Learning about war and peace

Another study away course is the long-running "War and Peace in Bosnia," taught by Dr. Karl Bahm, professor of history,and Dr. Khalil Dokhanchi, professor of political science. They will accompany six students to Bosnia for four weeks to study the factors that plunged that country into war in the 1990s and how people there are rebuilding their lives and cities since the war ended.

"Most of us have simple notions of war and peace," Dokhanchi said. "We think that if there's not war, then there's peace, but we see that the war drags on through other means and there's a host of issues."            

Bahm agrees. "We hope to convince the students that Bosnia is a whole lot more than war," he said. "It has a thousand-year history that is mostly peaceful and quiet."

Meeting survivors of war

In Bosnia, the students will meet war survivors, family members of people who were lost in the war, government leaders, Bosnian Serbs, and Bosnian Muslims. Students will also visit political buildings, mosques, and churches.

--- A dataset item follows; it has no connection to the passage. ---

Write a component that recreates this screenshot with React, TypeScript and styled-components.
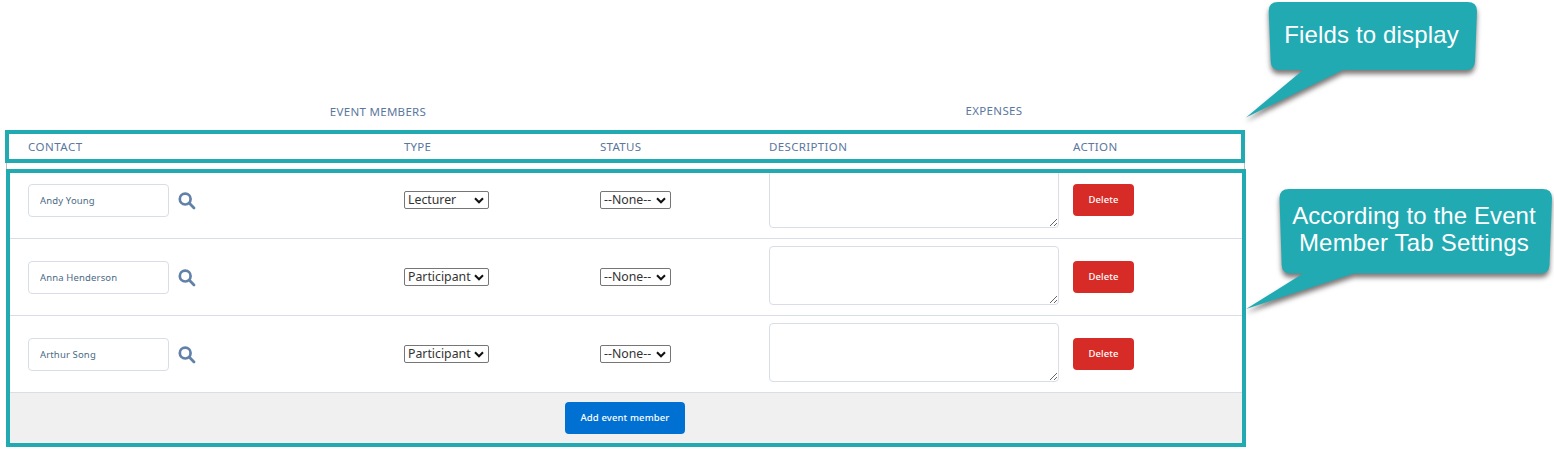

"Students who participate in the Bosnia course already have the book-learning and are familiar with what happened," Bahm said. "This gives students hands-on experiences on the effects of war and what people have to do to recover."

Dokhanchi said they don't want to push students one way or another in their thinking about the war. Instead they want students to understand, "that they too can be agents for change, that there is hope, and that there is a common humanity that binds us together."